A few other relevant alternatives/implementations:
* NIST trie -
* C++ Trie Library -
* PyAvl trie -
* PyJudy tree -
* Redis -
* Memcached -

An alternative to a basic Patricia Trie could be some state-of-the-art approach from some modern research (i.e. ), 

The best existing implementation I've been able to find so far is one in the BioPython. Compared to defaultdict(int) on the task of counting words. Dataset 123,981,712 words (6,504,484 unique), 1..21 characters long:
* bio.tree - 459 Mb/0.13 Hours, good O(1) behavior
* defaultdict(int) - 693 Mb/0.32 Hours, poor, almost O(N) behavior

At 8,000,0000 keys python defaultdict(int) starts showing almost O(N) behavior and gets unusable with 10,000,000+ unique keys. 

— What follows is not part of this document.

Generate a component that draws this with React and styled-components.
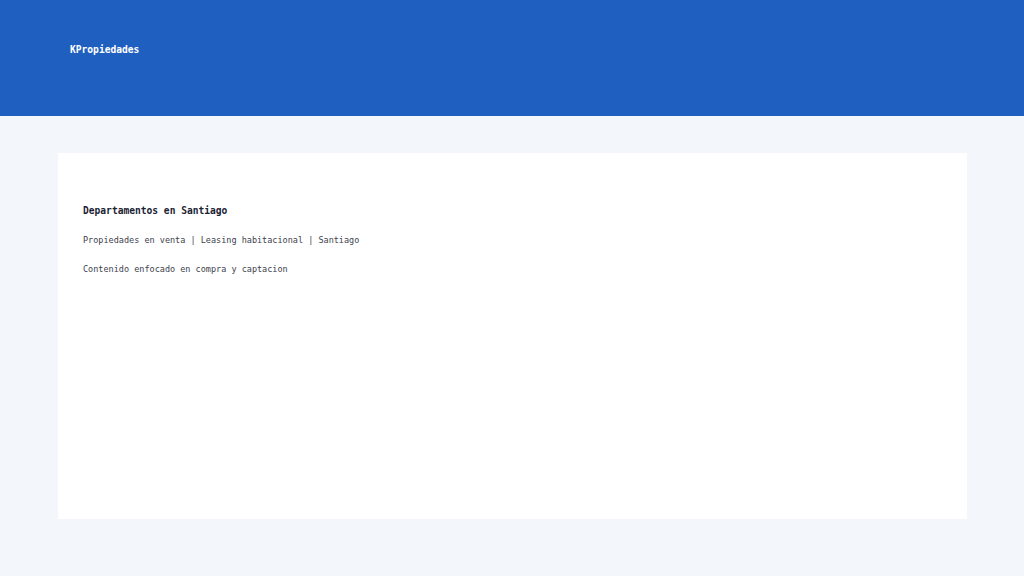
import React from 'react';
import styled, { createGlobalStyle } from 'styled-components';

const GlobalStyle = createGlobalStyle`
  html, body {
    margin: 0;
    padding: 0;
    background: #f3f6fa;
    font-family: "DejaVu Sans Mono", "Liberation Mono", monospace;
  }
`;

const Page = styled.div`
  min-height: 576px;
  background: #f3f6fa;
`;

const Header = styled.header`
  height: 116px;
  background: #1f5fc0;
  box-sizing: border-box;
  padding: 44px 70px 0;
`;

const Brand = styled.div`
  color: #ffffff;
  font-size: 9.6px;
  font-weight: bold;
  line-height: 12px;
`;

const Main = styled.main`
  padding: 37px 57px 0 58px;
`;

const Card = styled.section`
  background: #ffffff;
  height: 366px;
  box-sizing: border-box;
  padding: 52px 25px 0;
  display: flex;
  flex-direction: column;
  gap: 17px;
`;

const Title = styled.h1`
  margin: 0;
  font-size: 9.6px;
  font-weight: bold;
  line-height: 12px;
  color: #1b2333;
`;

const Line = styled.p`
  margin: 0;
  font-size: 8.5px;
  line-height: 12px;
  color: #3d424d;
`;

export default function App() {
  return (
    <Page>
      <GlobalStyle />
      <Header>
        <Brand>KPropiedades</Brand>
      </Header>
      <Main>
        <Card>
          <Title>Departamentos en Santiago</Title>
          <Line>Propiedades en venta | Leasing habitacional | Santiago</Line>
          <Line>Contenido enfocado en compra y captacion</Line>
        </Card>
      </Main>
    </Page>
  );
}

A few usage/installatio notes on BioPython trie:
$ sudo apt-get install python-biopython

>>> from Bio import trie
>>> trieobj = trie.trie()
>>> trieobj["hello"] = 5
>>> trieobj["hello"] += 1
>>> print trieobj["hello"]
>>> print trieobj.keys()

More examples at:
msg112945 - (view) Author: Ezio Melotti (ezio.melotti) * (Python committer) Date: 2010-08-05 03:01
I think it would be better to propose this on the python-ideas mailing list.
msg112965 - (view) Author: Éric Araujo (eric.araujo) * (Python committer) Date: 2010-08-05 09:51
Thanks for the request Dmitry. You may want to read to know which steps are required to add a module to the stdlib. In particular, the module has to be proven on the field and the author needs to sign a contributor agreement. It’s not clear which implementation you want to add (the one from BioPython I guess); I don’t know if this proposal will fly if you’re not the author of the module. (I don’t want to scare you away, just to explain the process.)

If you contact the author of the code you want to include and they agree with your idea, then it’ll be time to convince python-ideas that this would be a generally useful addition and that the chosen class is the best of breed.

A note about versions: I removed 3.1 since new features don’t go in stable releases, and 3.3 since it does not exist yet. Everything in 3.2 will go in 3.3 too: this value is useful only to mean “won’t go in 3.2, remind later”.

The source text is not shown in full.